4.  Concluding remarks: Will a European team triumph at Brazil 2014?

Club strength matters. US soccer benefits from the presence of both one of its better national team players, Landon Donovan, as well as the Frenchman Thierry Henry for New York Red Bulls and,  until this year, the Englishman David Beckham, at the US domestic club LA Galaxy because the stronger the domestic club league, MLS, the better should be the US national team. Similarly, evidence shows that the English national team benefits from both the presence of the Dutchman Robin van Persie as well as the Englishman Wayne Rooney at Manchester United.
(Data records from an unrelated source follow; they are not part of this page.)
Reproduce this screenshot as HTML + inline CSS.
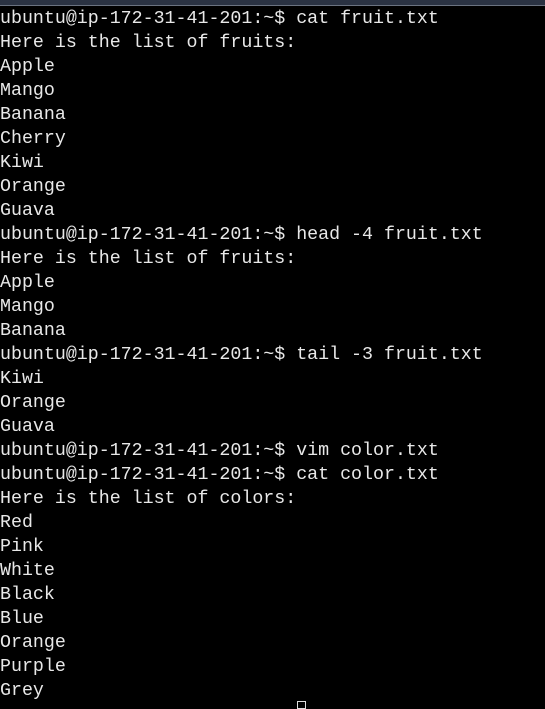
<!DOCTYPE html><html><head><style>
html,body{margin:0;background:#000;width:545px;height:706px;overflow:hidden}
.top{position:absolute;left:0;top:0;width:545px;height:5px;background:#2a3242;border-bottom:1px solid #6a7280}
pre{position:absolute;left:0;top:7px;margin:0;font-family:"Liberation Mono",monospace;font-size:18.3px;line-height:24px;color:#e8e8e8}
.cur{position:absolute;left:297px;top:701px;width:9px;height:8px;border:1px solid #ddd;box-sizing:border-box}
</style></head><body><div class="top"></div><pre>ubuntu@ip-172-31-41-201:~$ cat fruit.txt
Here is the list of fruits:
Apple
Mango
Banana
Cherry
Kiwi
Orange
Guava
ubuntu@ip-172-31-41-201:~$ head -4 fruit.txt
Here is the list of fruits:
Apple
Mango
Banana
ubuntu@ip-172-31-41-201:~$ tail -3 fruit.txt
Kiwi
Orange
Guava
ubuntu@ip-172-31-41-201:~$ vim color.txt
ubuntu@ip-172-31-41-201:~$ cat color.txt
Here is the list of colors:
Red
Pink
White
Black
Blue
Orange
Purple
Grey</pre><div class="cur"></div></body></html>
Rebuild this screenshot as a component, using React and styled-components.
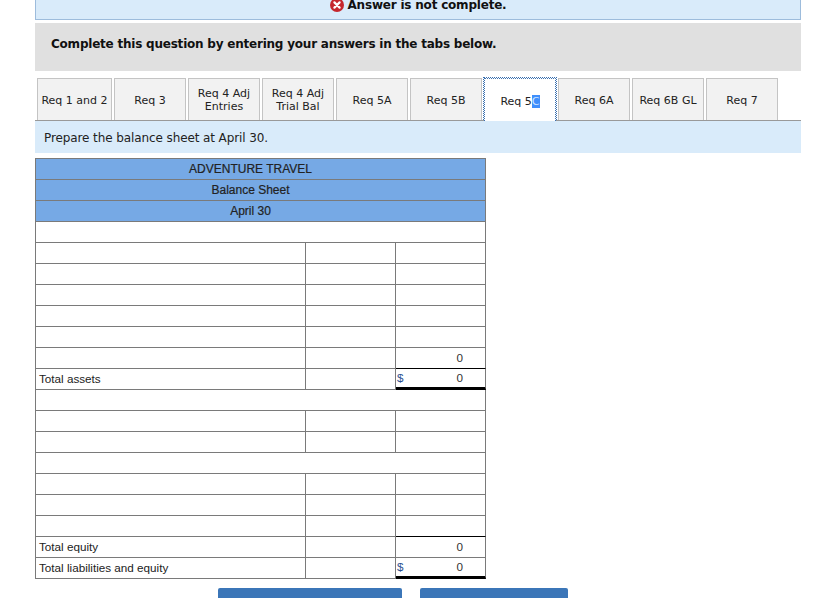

Keep in mind that these results do not say anything about the value of players gaining experience in relatively tougher competition overseas, such as Clint Dempsey of the United States and Honda of Japan both playing in the EPL. We leave that question, following the work of Baur and Lehmann (2007), for another paper.

These current results highlight the internal logic that the best player in the world, Lionel Messi, plays for the best club in the world, FC Barcelona, which feeds a national team, Spain, that is enjoying unprecedented international success. They also, however, underscore the implications that none of the above is found in Brazil (or even Argentina). As the tournament hosts, the South Americans and especially the Canarinho will enter the 2014 World Cup as the betting favourites. Should they fall short of the championship, our econometrics suggests the location of the blame will be easy to find, in what Franklin Foer (2004) described as a corrupt, downtrodden domestic league.